Partition Magic 7 (from floppy) reports Error 1516 Partition improperly dismounted (See below for text from PM7 manual.) I can access the driver from the floppy (Calera DOS) boot with the Partition Magic floppy install, but cannot switch to C:\ drive in this dos (because it is ntfs).

Every other attempt to boot gets blue screen error - ntfs.sys. (STOP: 0x0...024) (...) NTFS_FILE_SYSTEM ***Address B.... - ntfs.sys - Message says to run CHKDSK.) Every attempt includes: Last know good config, Debugging mode, Safe mode, Bart PE Builder CD). Also includes: Win2000 install CD, and Win2000 Setup floppies (after 4th floppy, when attempting to start Windows).
In all cases - get to Win splash screen then showing progress bar then after a bit - blue screen. In safe mode, blue screen appears just after mup.sys text appears to bottom of loading list.

I made a Bart PE CD that includes the chkdsk loading it also blue screens during the Win XP splash screen.
I have read the press R for Repair instructions for Win2000, but blue scren 
Can I do something during the Win2000 Setup disks? eg Can I get a command line after 3 disks? (To insert floppy with chkdsk on it and type a:\chkdsk C: /F ?)
(The chkdsk I have on floppy is from the Bart PE, which is XP based. Do I need a different chkdsk for W2000 or will the xp one run from the W2000 Setup disk environment?)
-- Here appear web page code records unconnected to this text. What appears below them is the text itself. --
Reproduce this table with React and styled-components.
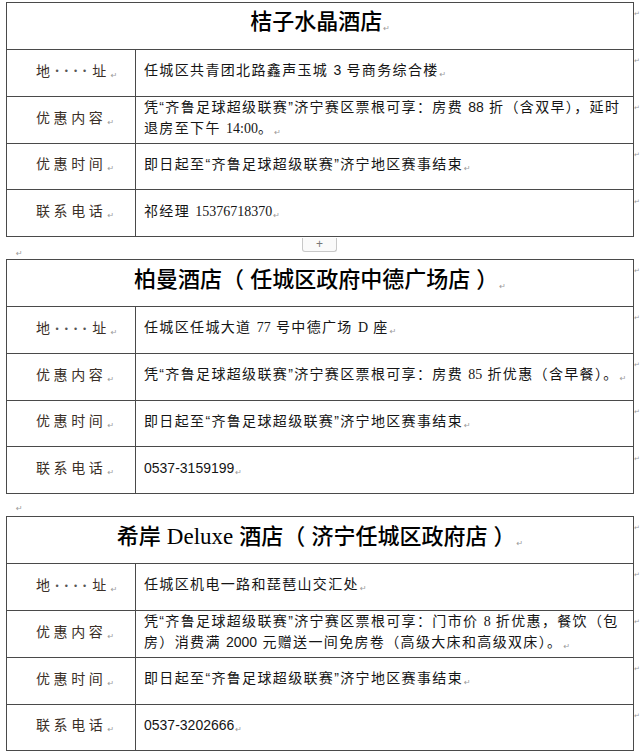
import React from 'react';
import styled, { createGlobalStyle } from 'styled-components';

const GlobalStyle = createGlobalStyle`
  html, body {
    margin: 0;
    padding: 0;
    background: #ffffff;
  }
  body {
    font-family: "Liberation Sans", "Noto Sans CJK SC", sans-serif;
    color: #111;
  }
`;

const Page = styled.div`
  width: 640px;
  height: 754px;
  overflow: hidden;
  padding: 2px 0 0 6px;
  box-sizing: border-box;
`;

const TableRow = styled.div`
  display: flex;
  align-items: stretch;
`;

const Table = styled.table`
  width: 628px;
  border-collapse: collapse;
  table-layout: fixed;
`;

const LabelCol = styled.col`
  width: 129px;
`;

const Cell = styled.td`
  border: 1px solid #4a4a4a;
  height: 45.8px;
  padding: 0 0 0 8px;
  vertical-align: middle;
  font-size: 14px;
  line-height: 21px;
  letter-spacing: 1.35px;
  color: #151515;
  white-space: nowrap;
  overflow: hidden;
`;

const TitleCell = styled.td`
  border: 1px solid #4a4a4a;
  height: 45.8px;
  padding: 0;
  text-align: center;
  vertical-align: middle;
  font-size: 22px;
  line-height: 24px;
  font-weight: 500;
  color: #000;
  white-space: nowrap;
`;

const LabelCell = styled.td`
  border: 1px solid #4a4a4a;
  padding: 0 0 0 29px;
  vertical-align: middle;
  font-family: "Noto Sans CJK SC", sans-serif;
  font-size: 14px;
  line-height: 21px;
  letter-spacing: 3.6px;
  color: #3b3028;
  white-space: nowrap;
`;

const Dots = styled.span`
  font-family: "Liberation Sans", sans-serif;
  letter-spacing: 6px;
  font-size: 9px;
  vertical-align: middle;
  color: #555;
  margin-left: 2px;
`;

const Num = styled.span`
  font-family: ${(p) =>
    p.$serif
      ? '"Liberation Serif", "Noto Sans CJK SC", serif'
      : '"Liberation Sans", "Noto Sans CJK SC", sans-serif'};
  font-size: ${(p) => p.$size || 14}px;
  letter-spacing: 0;
`;

const Mark = styled.span`
  font-family: "DejaVu Sans", sans-serif;
  font-size: 8px;
  color: #9a9a9a;
  letter-spacing: 0;
  margin-left: 1px;
  vertical-align: -2px;
`;

const EdgeCol = styled.div`
  display: flex;
  flex-direction: column;
  width: 6px;
`;

const EdgeMark = styled.div`
  height: ${(p) => p.$h}px;
  font-family: "DejaVu Sans", sans-serif;
  font-size: 7px;
  color: #9a9a9a;
  padding: 8px 0 0 0;
  box-sizing: border-box;
`;

const Gap = styled.div`
  height: ${(p) => p.$h}px;
  display: flex;
  align-items: center;
  padding: 0 0 0 10px;
  position: relative;
`;

const GapMark = styled.span`
  font-family: "DejaVu Sans", sans-serif;
  font-size: 8px;
  color: #9a9a9a;
  margin-top: ${(p) => p.$mt || 0}px;
`;

const AddButton = styled.div`
  position: absolute;
  left: 296px;
  top: 1px;
  width: 33px;
  height: 13px;
  border: 1px solid #c8c8c8;
  border-top: none;
  border-radius: 0 0 3px 3px;
  background: #fafafa;
  color: #777;
  font-size: 12px;
  line-height: 12px;
  text-align: center;
`;

const hotels = [
  {
    title: '桔子水晶酒店',
    address: (
      <>
        任城区共青团北路鑫声玉城 <Num>3</Num> 号商务综合楼
      </>
    ),
    offer: (
      <>
        凭“齐鲁足球超级联赛”济宁赛区票根可享：房费 <Num>88</Num> 折（含双早），延时
        <br />
        退房至下午 <Num $serif>14:00</Num>。
      </>
    ),
    phone: (
      <>
        祁经理 <Num $serif>15376718370</Num>
      </>
    ),
  },
  {
    title: '柏曼酒店（ 任城区政府中德广场店 ）',
    address: (
      <>
        任城区任城大道 <Num $serif>77</Num> 号中德广场 <Num $serif>D</Num> 座
      </>
    ),
    offer: (
      <>
        凭“齐鲁足球超级联赛”济宁赛区票根可享：房费 <Num $serif>85</Num> 折优惠（含早餐）。
      </>
    ),
    phone: <Num>0537-3159199</Num>,
  },
  {
    title: (
      <>
        希岸 <Num $serif $size={23}>Deluxe</Num> 酒店（ 济宁任城区政府店 ）
      </>
    ),
    address: <>任城区机电一路和琵琶山交汇处</>,
    offer: (
      <>
        凭“齐鲁足球超级联赛”济宁赛区票根可享：门市价 <Num $serif>8</Num> 折优惠，餐饮（包
        <br />
        房）消费满 <Num>2000</Num> 元赠送一间免房卷（高级大床和高级双床）。
      </>
    ),
    phone: <Num>0537-3202666</Num>,
  },
];

const HotelTable = ({ hotel }) => (
  <TableRow>
    <Table>
      <colgroup>
        <LabelCol />
        <col />
      </colgroup>
      <tbody>
        <tr>
          <TitleCell colSpan={2}>
            {hotel.title}
            <Mark>↵</Mark>
          </TitleCell>
        </tr>
        <tr>
          <LabelCell>
            地<Dots>••••</Dots>址<Mark>↵</Mark>
          </LabelCell>
          <Cell>
            {hotel.address}
            <Mark>↵</Mark>
          </Cell>
        </tr>
        <tr>
          <LabelCell>
            优惠内容<Mark>↵</Mark>
          </LabelCell>
          <Cell>
            {hotel.offer}
            <Mark>↵</Mark>
          </Cell>
        </tr>
        <tr>
          <LabelCell>
            优惠时间<Mark>↵</Mark>
          </LabelCell>
          <Cell>
            即日起至“齐鲁足球超级联赛”济宁地区赛事结束<Mark>↵</Mark>
          </Cell>
        </tr>
        <tr>
          <LabelCell>
            联系电话<Mark>↵</Mark>
          </LabelCell>
          <Cell>
            {hotel.phone}
            <Mark>↵</Mark>
          </Cell>
        </tr>
      </tbody>
    </Table>
    <EdgeCol>
      {[47, 47, 47, 47, 47].map((h, i) => (
        <EdgeMark key={i} $h={h}>
          ↵
        </EdgeMark>
      ))}
    </EdgeCol>
  </TableRow>
);

export default function App() {
  return (
    <Page>
      <GlobalStyle />
      <HotelTable hotel={hotels[0]} />
      <Gap $h={22}>
        <GapMark $mt={10}>↵</GapMark>
        <AddButton>+</AddButton>
      </Gap>
      <HotelTable hotel={hotels[1]} />
      <Gap $h={22}>
        <GapMark $mt={6}>↵</GapMark>
      </Gap>
      <HotelTable hotel={hotels[2]} />
    </Page>
  );
}
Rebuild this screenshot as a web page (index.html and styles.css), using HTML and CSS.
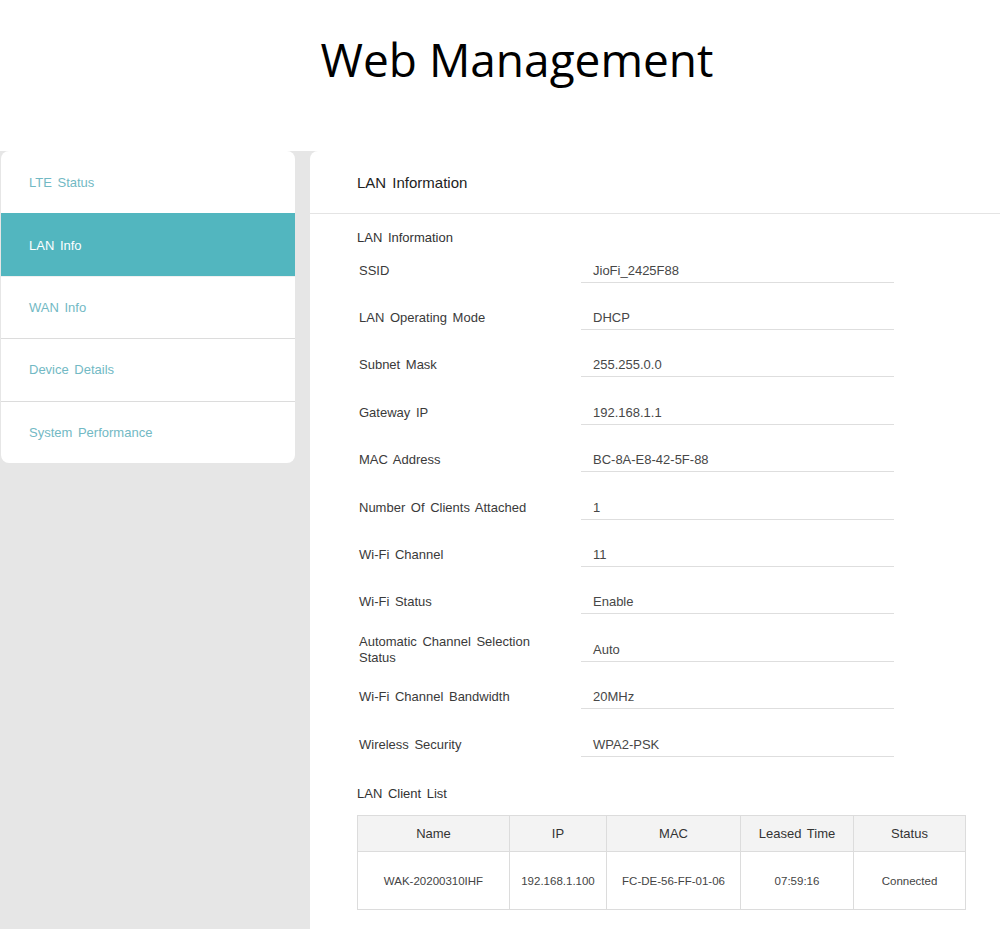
FILE: index.html
```html
<!DOCTYPE html>
<html>
<head>
<meta charset="utf-8">
<title>Web Management</title>
<link rel="stylesheet" href="styles.css">
</head>
<body>
<header class="top">
  <h1 class="title">Web Management</h1>
</header>
<div class="page">
  <nav class="sidebar">
    <a class="nav-item">LTE Status</a>
    <a class="nav-item active">LAN Info</a>
    <a class="nav-item">WAN Info</a>
    <a class="nav-item">Device Details</a>
    <a class="nav-item">System Performance</a>
  </nav>
  <main class="panel">
    <div class="panel-head">LAN Information</div>
    <div class="panel-body">
      <div class="section-title">LAN Information</div>
      <div class="rows">
        <div class="row"><div class="label">SSID</div><div class="value">JioFi_2425F88</div></div>
        <div class="row"><div class="label">LAN Operating Mode</div><div class="value">DHCP</div></div>
        <div class="row"><div class="label">Subnet Mask</div><div class="value">255.255.0.0</div></div>
        <div class="row"><div class="label">Gateway IP</div><div class="value">192.168.1.1</div></div>
        <div class="row"><div class="label">MAC Address</div><div class="value">BC-8A-E8-42-5F-88</div></div>
        <div class="row"><div class="label">Number Of Clients Attached</div><div class="value">1</div></div>
        <div class="row"><div class="label">Wi-Fi Channel</div><div class="value">11</div></div>
        <div class="row"><div class="label">Wi-Fi Status</div><div class="value">Enable</div></div>
        <div class="row"><div class="label">Automatic Channel Selection Status</div><div class="value">Auto</div></div>
        <div class="row"><div class="label">Wi-Fi Channel Bandwidth</div><div class="value">20MHz</div></div>
        <div class="row"><div class="label">Wireless Security</div><div class="value">WPA2-PSK</div></div>
      </div>
      <div class="section-title client-title">LAN Client List</div>
      <table class="clients">
        <thead>
          <tr><th class="c-name">Name</th><th class="c-ip">IP</th><th class="c-mac">MAC</th><th class="c-time">Leased Time</th><th class="c-status">Status</th></tr>
        </thead>
        <tbody>
          <tr><td>WAK-20200310IHF</td><td>192.168.1.100</td><td>FC-DE-56-FF-01-06</td><td>07:59:16</td><td>Connected</td></tr>
        </tbody>
      </table>
    </div>
  </main>
</div>
</body>
</html>
```
FILE: styles.css
```css
* { box-sizing: border-box; }
html, body { margin: 0; padding: 0; }
body {
  font-family: "Liberation Sans", Arial, sans-serif;
  background: #ffffff;
  color: #333;
  width: 1000px;
  height: 929px;
  overflow: hidden;
}
.top {
  height: 151px;
  background: #fff;
}
.title {
  margin: 0;
  padding-top: 28px;
  text-align: center;
  font-family: "Open Sans", "Noto Sans", sans-serif;
  font-weight: 400;
  font-size: 46px;
  line-height: 62px;
  color: #000;
  padding-left: 34px;
}
.page {
  display: flex;
  align-items: flex-start;
  gap: 15px;
  background: #e6e6e6;
  padding-left: 1px;
  height: 778px;
}
.sidebar {
  flex: 0 0 294px;
  width: 294px;
  background: #fff;
  border-radius: 8px;
  overflow: hidden;
  display: flex;
  flex-direction: column;
}
.nav-item {
  display: flex;
  align-items: center;
  height: 62.4px;
  padding-left: 28px;
  font-size: 13px;
  word-spacing: 2px;
  color: #72b9c4;
  border-top: 1px solid #dcdcdc;
}
.nav-item:first-child { border-top: none; }
.nav-item.active {
  background: #52b6bf;
  color: #fff;
  border-top-color: #52b6bf;
}
.nav-item.active + .nav-item { border-top-color: #f0f0f0; }
.panel {
  flex: 1 1 auto;
  min-width: 0;
  height: 778px;
  background: #fff;
  border-top-left-radius: 8px;
}
.panel-head {
  height: 63px;
  display: flex;
  align-items: center;
  padding-left: 47px;
  font-size: 15px;
  word-spacing: 2px;
  color: #222;
  border-bottom: 1px solid #e4e4e4;
}
.panel-body {
  padding: 0 0 0 47px;
}
.section-title {
  margin-top: 15px;
  font-size: 13px;
  line-height: 18px;
  word-spacing: 2px;
  color: #333;
}
.rows {
  display: flex;
  flex-direction: column;
}
.row {
  display: flex;
  align-items: center;
  height: 47.4px;
}
.label {
  width: 224px;
  padding-left: 2px;
  padding-right: 30px;
  font-size: 13px;
  line-height: 16px;
  word-spacing: 2px;
  color: #3a3a3a;
}
.value {
  width: 313px;
  padding-left: 12px;
  font-size: 13px;
  line-height: 22px;
  color: #474747;
  border-bottom: 1px solid #dedede;
  margin-top: 1px;
}
.client-title {
  margin-top: 17px;
}
.clients {
  margin-top: 12px;
  width: 608px;
  border-collapse: collapse;
  table-layout: fixed;
}
.clients th, .clients td {
  border: 1px solid #dcdcdc;
  text-align: center;
  color: #333;
  padding: 0;
  word-spacing: 2px;
}
.clients th {
  background: #f3f3f3;
  font-weight: 400;
  font-size: 13px;
  height: 36px;
}
.clients td {
  font-size: 11.5px;
  height: 58px;
  color: #444;
}
.c-name { width: 152px; }
.c-ip { width: 97px; }
.c-mac { width: 134px; }
.c-time { width: 113px; }
.c-status { width: 112px; }
```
----------------------------------------------
From Partition Magic Manual
#1516 Partition improperly dismounted
The partition dirty flag is set in a restart record in the journal file. This error may have been caused by a power failure or system crash while the Windows NT operating system was writing the partition. Reboot Windows NT and execute CHKDSK /F to repair the damage.


----------



## gahobbsau (Nov 9, 2004)

*Come on fellas.*

Doesn't any have any ideas to get me started?


----------



## david meo (Nov 13, 2004)

*Can't get to run chkdsk to fix ntfs.sys blue screen*

I have the same problem on a Compaq presario 2195us laptop running XP home.
My problem started after a reboot of an SP2 upgrade.
I will be trying either of the two when I get a chance 
1). http://support.microsoft.com/?kbid=228888 
" using recovery console on a single computer".
2). Try booting form the INSERT bootable ISO image on CD.
Inside Security Rescue Toolkit 
Will try to rename ntfs.sys . 
http://www.bootdisk.info/comments.php?id=12&catid=1

David Meo [email protected]
Please let me know if your try works.


----------



## gahobbsau (Nov 9, 2004)

Thanks for that David.
The bootdisk.info site looks promising. I am downloading the Linuxed based INSERT file. Will try to use this for a boot CD. There may be other boot dowloads on this site too.
I have seen the Microsoft page and its method. The problem that I have is that I get the bluescreen before I get to any of the Rescue options. This occurs with any of the boot methods that I have tried. I have successfully booted of the floppy and CD but hit the blue screen before getting to the option to run chkdsk.


----------



## david meo (Nov 13, 2004)

*Can't get to run chkdsk to fix ntfs.sys blue screen*

Problem fixed by fixing inconsistent NTFS volume (most likely due to preexisting hyberation file) during XP sp1 -> sp2 upgrade.
Real nasty lockout of corrupt NTFS.
Used INSERT ISO boot CD and ran ntfsfix utility. David Meo : :grin:  :winkgrin:


----------



## gahobbsau (Nov 9, 2004)

Thanks for that David.
I will try likewise.


----------



## Ed_bolanos (Oct 1, 2007)

Hey David Meo,

What is: Used INSERT ISO boot CD and ran ntfsfix utility?

I have the same problem.

Please help!

Ed Bolanos


----------



## cutieissa (Oct 10, 2007)

OMG! i have exactly the same problem too. what is happening to our laptops?? =( pls help us! made a thread here


----------



## dblanch100 (Sep 15, 2008)

The NTFSFix utility from Insert 1.3.9 worked GREAT. What a freaking life saver.

http://sourceforge.net/project/down...name=INSERT-1.3.9b_en.iso&use_mirror=internap

A couple of quick tips I had to sort out on my own.

First, when you get to "root:" type "insert 2" this will take you to level 2 text mode.

Second you have to know where your HD is. once you have booted to a prompt, type in "cfdisk". This will display the partitions available. write down the correct partition exactly.

In my case it was "sda2".

exit from the partition manager. Once back at the prompt type

ntfsfix /dev/(your HD location) (ex: "ntfsfix /dev/sda2")

It was very quick. It failed to mount the drive, then ran a fix. It took a total of about 30 seconds.

Thanks to everyone whose posts got me down the road, despite my lack of linux understanding.


----------



## Adonvdo (Nov 4, 2009)

I know this is digging up dead posts but I'm having the same problem and I have the Insert CD and it's booted up on my computer but I can see where you found 'root' to continue to fix my ntfs problem.


----------